_DATA SECTION_

- - - -

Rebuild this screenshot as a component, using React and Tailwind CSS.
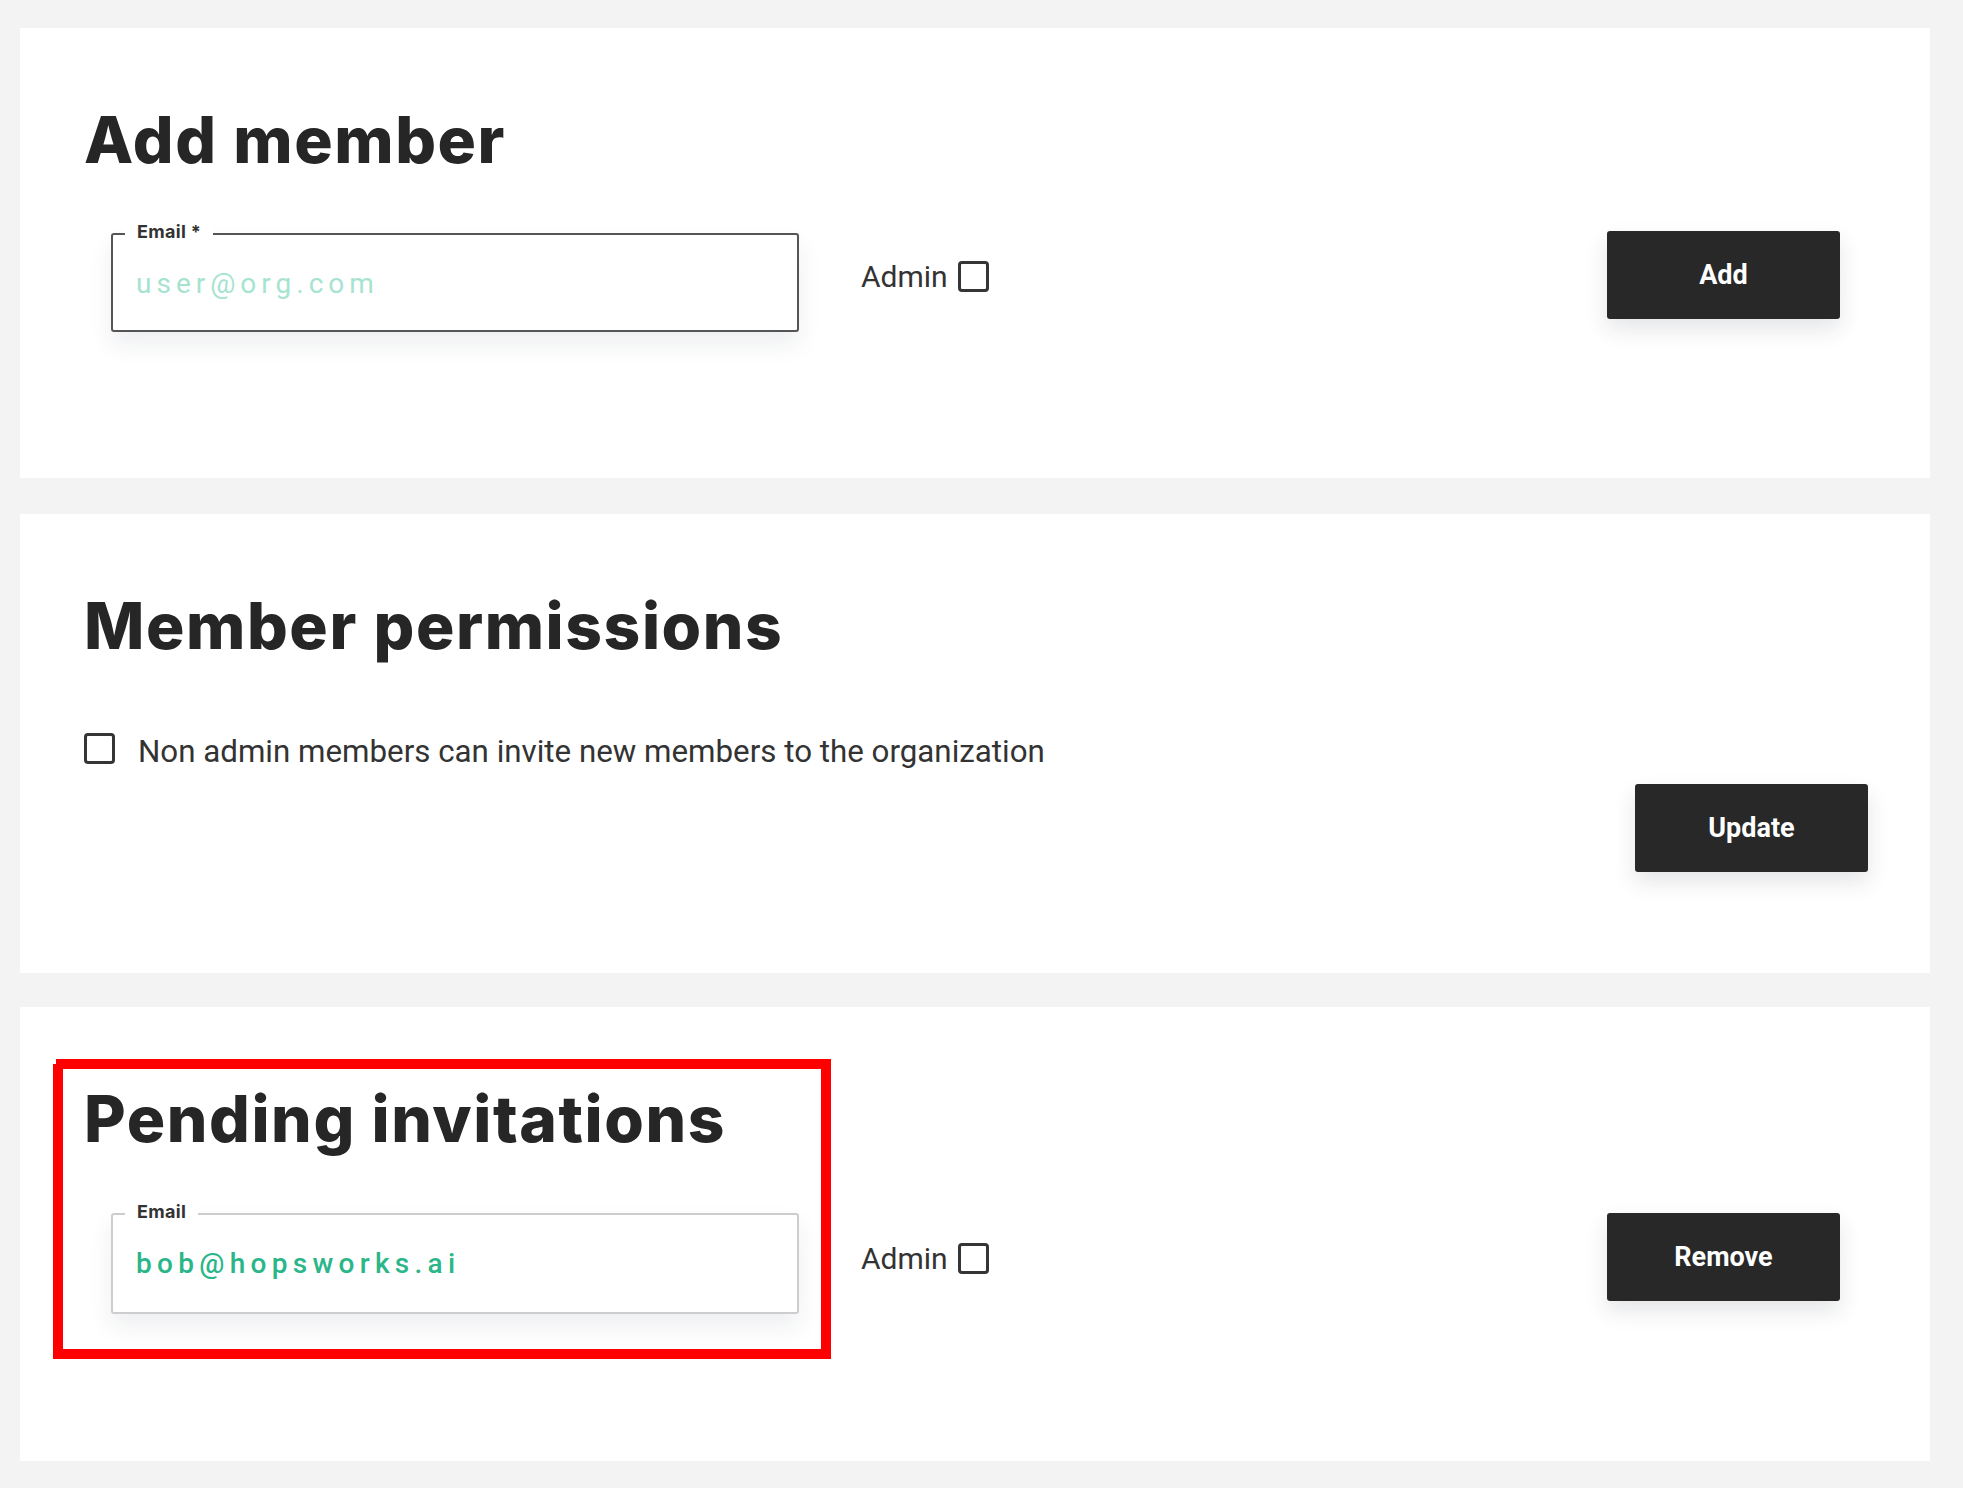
import React from "react";

const roboto = "font-['Roboto',sans-serif]";

function Heading({ children }) {
  return (
    <h2 className="font-['Inter',sans-serif] font-extrabold text-[64px] leading-none text-[#262626] tracking-[1.6px]">
      {children}
    </h2>
  );
}

function Checkbox() {
  return <span className="block w-[31px] h-[31px] shrink-0 rounded-[4px] border-[3px] border-[#353535] bg-white" />;
}

function EmailField({ label, text, dark, mt, h }) {
  return (
    <div
      className={`relative ml-[27px] w-[688px] rounded-[3px] border-2 bg-white shadow-[0_12px_24px_rgba(30,40,60,0.08)] ${
        dark ? "border-[#555555]" : "border-[#cdcdcd]"
      } ${mt} ${h}`}
    >
      <span className="absolute -top-[15px] left-[12px] bg-white px-[12px] font-['Inter',sans-serif] text-[18px] font-bold leading-[24px] tracking-[0.3px] text-[#333333]">
        {label}
      </span>
      <div
        className={`pl-[23px] pt-[35px] text-[28px] leading-none ${roboto} ${
          dark ? "text-[#a6e3d0] tracking-[5px]" : "font-medium text-[#2bb68a] tracking-[5.3px]"
        }`}
      >
        {text}
      </div>
    </div>
  );
}

function AdminToggle({ mt }) {
  return (
    <div className={`ml-[62px] flex items-center gap-[10px] ${mt}`}>
      <span className={`text-[30px] leading-[31px] text-[#333333] ${roboto}`}>Admin</span>
      <Checkbox />
    </div>
  );
}

function DarkButton({ children, className }) {
  return (
    <button
      className={`h-[88px] w-[233px] rounded-[3px] bg-[#282828] text-[27px] font-bold text-white shadow-[0_10px_22px_rgba(30,40,60,0.12)] ${roboto} ${className}`}
    >
      {children}
    </button>
  );
}

export default function App() {
  return (
    <div className="min-h-[1488px] bg-[#f3f3f3] pt-[28px] pl-[20px] pr-[33px] pb-[27px]">
      {/* Add member */}
      <section className="h-[450px] bg-white pt-[80px] pl-[64px] pr-[90px]">
        <Heading>Add member</Heading>
        <div className="mt-[59px] flex items-start">
          <EmailField label="Email *" text="user@org.com" dark mt="mt-[2px]" h="h-[99px]" />
          <AdminToggle mt="mt-[30px]" />
          <DarkButton className="ml-auto">Add</DarkButton>
        </div>
      </section>

      {/* Member permissions */}
      <section className="mt-[36px] h-[459px] bg-white pt-[80px] pl-[64px] pr-[62px] flex flex-col">
        <Heading>Member permissions</Heading>
        <div className="mt-[72px] flex items-center gap-[23px]">
          <Checkbox />
          <span className={`mt-[6px] text-[31.3px] leading-[31px] text-[#333333] ${roboto}`}>
            Non admin members can invite new members to the organization
          </span>
        </div>
        <div className="mt-[17px] flex justify-end">
          <DarkButton>Update</DarkButton>
        </div>
      </section>

      {/* Pending invitations */}
      <section className="relative mt-[34px] h-[454px] bg-white pt-[80px] pl-[64px] pr-[90px]">
        <Heading>Pending invitations</Heading>
        <div className="mt-[62px] flex items-start">
          <EmailField label="Email" text="bob@hopsworks.ai" mt="mt-0" h="h-[101px]" />
          <AdminToggle mt="mt-[30px]" />
          <DarkButton className="ml-auto">Remove</DarkButton>
        </div>
        <div className="pointer-events-none absolute left-[33px] top-[52px] h-[300px] w-[778px] border-[10px] border-[#ff0000]" />
        <div className="pointer-events-none absolute left-[33px] top-[52px] h-[5px] w-[3px] bg-white" />
      </section>
    </div>
  );
}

- - - -

_PROBLEM TO SOLVE_
Only lines with the word "React" should be collected from the material.

_TASK ANSWER_
Rebuild this screenshot as a component, using React and Tailwind CSS.
import React from "react";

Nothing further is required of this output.